Task objective - Whenever a line below holds the word "this", copy that line.

Interface markup and scripts
* * * *

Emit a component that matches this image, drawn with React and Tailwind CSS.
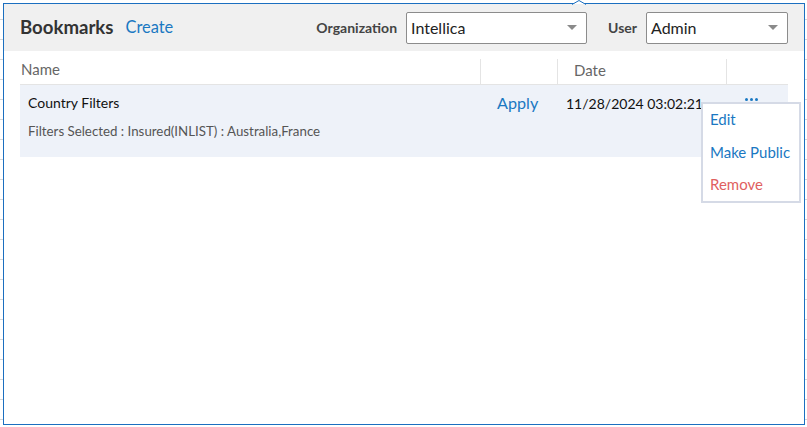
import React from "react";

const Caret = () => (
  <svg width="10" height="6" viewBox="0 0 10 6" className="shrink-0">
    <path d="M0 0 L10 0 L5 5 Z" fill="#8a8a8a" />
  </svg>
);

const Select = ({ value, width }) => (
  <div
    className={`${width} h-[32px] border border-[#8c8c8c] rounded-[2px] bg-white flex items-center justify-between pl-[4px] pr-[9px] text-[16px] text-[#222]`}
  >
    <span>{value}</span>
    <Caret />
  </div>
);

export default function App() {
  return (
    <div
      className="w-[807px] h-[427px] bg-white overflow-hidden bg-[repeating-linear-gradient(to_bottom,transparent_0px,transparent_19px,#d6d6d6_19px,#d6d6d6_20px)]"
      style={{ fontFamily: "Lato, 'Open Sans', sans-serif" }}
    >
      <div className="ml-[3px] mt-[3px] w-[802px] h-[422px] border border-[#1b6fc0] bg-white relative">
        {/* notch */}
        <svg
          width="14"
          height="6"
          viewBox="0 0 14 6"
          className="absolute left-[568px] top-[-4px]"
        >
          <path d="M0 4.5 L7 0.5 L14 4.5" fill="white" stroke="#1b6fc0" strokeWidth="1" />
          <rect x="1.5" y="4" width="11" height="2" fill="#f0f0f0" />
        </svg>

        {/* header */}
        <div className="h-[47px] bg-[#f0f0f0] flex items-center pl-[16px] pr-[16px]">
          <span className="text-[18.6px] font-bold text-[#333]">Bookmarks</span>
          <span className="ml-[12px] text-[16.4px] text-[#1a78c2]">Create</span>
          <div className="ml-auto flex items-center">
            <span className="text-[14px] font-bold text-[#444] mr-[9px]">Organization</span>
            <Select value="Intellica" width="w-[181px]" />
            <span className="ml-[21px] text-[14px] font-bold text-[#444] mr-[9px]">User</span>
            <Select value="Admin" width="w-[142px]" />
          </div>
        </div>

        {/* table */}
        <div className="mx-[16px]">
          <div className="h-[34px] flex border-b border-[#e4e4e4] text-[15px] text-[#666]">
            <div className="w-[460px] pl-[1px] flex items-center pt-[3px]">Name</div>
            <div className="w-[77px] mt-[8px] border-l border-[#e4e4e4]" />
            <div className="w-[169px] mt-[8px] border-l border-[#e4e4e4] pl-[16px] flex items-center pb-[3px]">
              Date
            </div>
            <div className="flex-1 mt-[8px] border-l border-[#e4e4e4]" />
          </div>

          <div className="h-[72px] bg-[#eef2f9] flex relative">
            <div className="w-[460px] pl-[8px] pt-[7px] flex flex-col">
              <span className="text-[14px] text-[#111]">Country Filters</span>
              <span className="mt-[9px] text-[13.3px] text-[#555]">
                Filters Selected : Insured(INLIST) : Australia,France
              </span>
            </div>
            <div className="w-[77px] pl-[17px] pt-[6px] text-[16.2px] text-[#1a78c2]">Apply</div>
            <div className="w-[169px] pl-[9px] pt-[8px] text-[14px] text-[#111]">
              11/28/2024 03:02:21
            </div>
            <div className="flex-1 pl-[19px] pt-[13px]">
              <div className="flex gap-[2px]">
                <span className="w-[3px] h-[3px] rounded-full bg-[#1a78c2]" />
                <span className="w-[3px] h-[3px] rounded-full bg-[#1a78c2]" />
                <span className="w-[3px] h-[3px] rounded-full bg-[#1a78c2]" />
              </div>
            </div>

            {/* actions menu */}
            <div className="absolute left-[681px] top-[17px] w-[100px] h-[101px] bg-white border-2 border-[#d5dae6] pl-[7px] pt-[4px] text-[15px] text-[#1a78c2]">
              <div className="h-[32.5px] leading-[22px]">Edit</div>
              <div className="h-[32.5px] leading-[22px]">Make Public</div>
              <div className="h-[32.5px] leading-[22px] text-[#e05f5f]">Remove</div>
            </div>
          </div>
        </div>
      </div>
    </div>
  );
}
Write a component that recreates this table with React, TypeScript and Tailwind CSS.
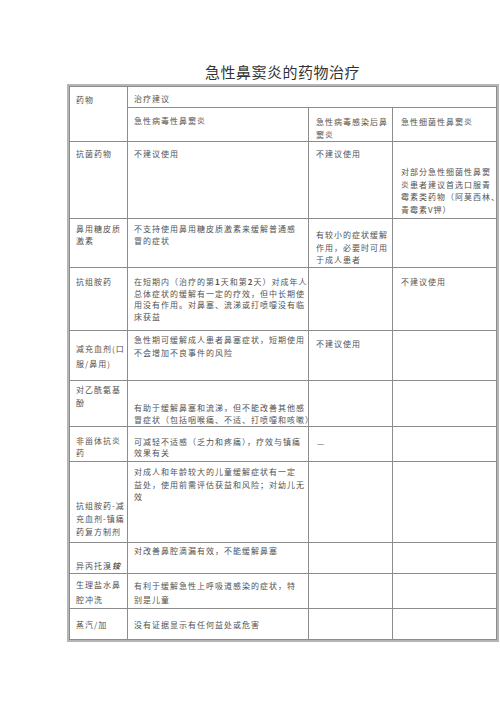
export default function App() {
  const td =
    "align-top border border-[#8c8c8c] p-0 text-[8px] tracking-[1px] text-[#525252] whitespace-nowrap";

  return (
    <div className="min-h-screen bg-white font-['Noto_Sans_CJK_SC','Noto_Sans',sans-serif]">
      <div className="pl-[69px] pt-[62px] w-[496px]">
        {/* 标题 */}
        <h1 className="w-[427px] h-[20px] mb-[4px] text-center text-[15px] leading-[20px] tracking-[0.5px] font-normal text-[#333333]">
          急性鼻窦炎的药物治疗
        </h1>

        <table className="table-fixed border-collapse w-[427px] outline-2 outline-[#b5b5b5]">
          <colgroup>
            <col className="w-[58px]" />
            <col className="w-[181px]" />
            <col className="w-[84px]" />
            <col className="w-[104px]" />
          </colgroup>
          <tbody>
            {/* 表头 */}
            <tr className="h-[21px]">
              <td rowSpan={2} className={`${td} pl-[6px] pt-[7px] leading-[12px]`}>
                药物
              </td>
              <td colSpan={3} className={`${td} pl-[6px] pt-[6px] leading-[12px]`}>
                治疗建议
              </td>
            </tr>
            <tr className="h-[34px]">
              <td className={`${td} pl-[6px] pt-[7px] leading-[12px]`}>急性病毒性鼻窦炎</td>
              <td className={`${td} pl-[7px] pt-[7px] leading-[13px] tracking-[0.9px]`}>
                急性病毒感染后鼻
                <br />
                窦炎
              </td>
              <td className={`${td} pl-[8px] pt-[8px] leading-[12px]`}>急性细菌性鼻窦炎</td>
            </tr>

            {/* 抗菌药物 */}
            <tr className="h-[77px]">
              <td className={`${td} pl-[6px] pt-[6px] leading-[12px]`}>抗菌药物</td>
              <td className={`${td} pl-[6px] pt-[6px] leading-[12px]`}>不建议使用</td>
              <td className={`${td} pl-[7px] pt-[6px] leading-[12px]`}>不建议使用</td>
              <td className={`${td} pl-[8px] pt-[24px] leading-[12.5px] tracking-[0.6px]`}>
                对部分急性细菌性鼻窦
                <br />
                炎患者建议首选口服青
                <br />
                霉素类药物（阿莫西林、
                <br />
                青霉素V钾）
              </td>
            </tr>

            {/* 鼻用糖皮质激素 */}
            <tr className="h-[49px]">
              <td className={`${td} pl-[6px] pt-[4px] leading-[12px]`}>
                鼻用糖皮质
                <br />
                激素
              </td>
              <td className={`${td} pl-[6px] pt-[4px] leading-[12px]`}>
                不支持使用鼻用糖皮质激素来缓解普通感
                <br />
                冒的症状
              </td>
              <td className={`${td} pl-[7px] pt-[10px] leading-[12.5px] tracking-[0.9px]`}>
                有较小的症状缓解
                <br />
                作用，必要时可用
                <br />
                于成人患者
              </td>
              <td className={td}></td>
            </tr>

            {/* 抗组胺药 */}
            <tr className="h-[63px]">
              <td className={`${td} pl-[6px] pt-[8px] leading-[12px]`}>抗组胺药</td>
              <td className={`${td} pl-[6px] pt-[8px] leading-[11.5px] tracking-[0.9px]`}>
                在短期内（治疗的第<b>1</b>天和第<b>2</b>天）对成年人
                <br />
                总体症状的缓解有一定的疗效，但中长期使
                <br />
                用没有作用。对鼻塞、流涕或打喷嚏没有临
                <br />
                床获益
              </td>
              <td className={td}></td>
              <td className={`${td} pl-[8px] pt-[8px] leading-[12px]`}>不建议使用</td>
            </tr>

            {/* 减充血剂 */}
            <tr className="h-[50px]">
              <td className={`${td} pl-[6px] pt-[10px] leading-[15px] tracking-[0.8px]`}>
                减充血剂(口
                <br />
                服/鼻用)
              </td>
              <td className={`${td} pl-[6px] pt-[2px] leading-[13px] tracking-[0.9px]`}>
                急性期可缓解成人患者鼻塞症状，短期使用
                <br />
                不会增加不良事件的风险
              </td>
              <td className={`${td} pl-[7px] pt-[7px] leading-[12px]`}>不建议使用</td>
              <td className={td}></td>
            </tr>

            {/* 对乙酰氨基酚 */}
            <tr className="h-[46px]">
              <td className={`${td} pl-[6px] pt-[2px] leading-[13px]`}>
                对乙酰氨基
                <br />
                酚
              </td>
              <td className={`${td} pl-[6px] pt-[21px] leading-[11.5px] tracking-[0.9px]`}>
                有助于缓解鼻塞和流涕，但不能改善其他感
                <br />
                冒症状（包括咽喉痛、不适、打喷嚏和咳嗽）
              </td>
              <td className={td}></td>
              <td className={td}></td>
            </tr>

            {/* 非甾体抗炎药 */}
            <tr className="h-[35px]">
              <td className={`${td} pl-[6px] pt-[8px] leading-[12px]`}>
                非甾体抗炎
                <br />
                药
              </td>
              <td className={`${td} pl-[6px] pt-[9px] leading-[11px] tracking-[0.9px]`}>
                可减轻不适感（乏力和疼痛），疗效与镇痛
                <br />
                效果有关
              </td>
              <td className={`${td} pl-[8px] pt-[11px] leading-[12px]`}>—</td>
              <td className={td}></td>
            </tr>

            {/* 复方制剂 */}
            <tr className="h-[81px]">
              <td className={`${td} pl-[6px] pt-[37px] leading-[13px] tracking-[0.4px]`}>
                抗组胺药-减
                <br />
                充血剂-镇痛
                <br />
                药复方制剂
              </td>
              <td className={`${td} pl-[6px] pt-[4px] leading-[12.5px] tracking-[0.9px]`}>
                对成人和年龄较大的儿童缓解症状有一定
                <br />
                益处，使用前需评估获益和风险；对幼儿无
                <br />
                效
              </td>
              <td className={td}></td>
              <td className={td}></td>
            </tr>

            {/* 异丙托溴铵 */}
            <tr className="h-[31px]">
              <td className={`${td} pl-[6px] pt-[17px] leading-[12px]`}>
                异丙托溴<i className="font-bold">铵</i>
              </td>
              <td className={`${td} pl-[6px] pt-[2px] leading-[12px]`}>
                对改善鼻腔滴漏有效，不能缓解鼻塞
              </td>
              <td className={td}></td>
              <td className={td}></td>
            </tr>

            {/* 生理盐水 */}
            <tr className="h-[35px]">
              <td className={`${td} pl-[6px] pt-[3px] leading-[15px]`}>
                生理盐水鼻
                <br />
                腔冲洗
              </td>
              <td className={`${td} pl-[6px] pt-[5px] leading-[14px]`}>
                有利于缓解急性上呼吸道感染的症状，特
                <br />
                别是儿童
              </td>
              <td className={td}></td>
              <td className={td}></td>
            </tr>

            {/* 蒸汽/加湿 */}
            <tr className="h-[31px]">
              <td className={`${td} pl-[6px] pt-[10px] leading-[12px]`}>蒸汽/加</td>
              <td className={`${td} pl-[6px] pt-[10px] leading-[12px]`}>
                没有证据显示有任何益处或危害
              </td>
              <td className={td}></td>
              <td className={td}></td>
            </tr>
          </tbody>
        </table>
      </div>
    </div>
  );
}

* * * *

Reply to the exercise -
Emit a component that matches this image, drawn with React and Tailwind CSS.
Write a component that recreates this table with React, TypeScript and Tailwind CSS.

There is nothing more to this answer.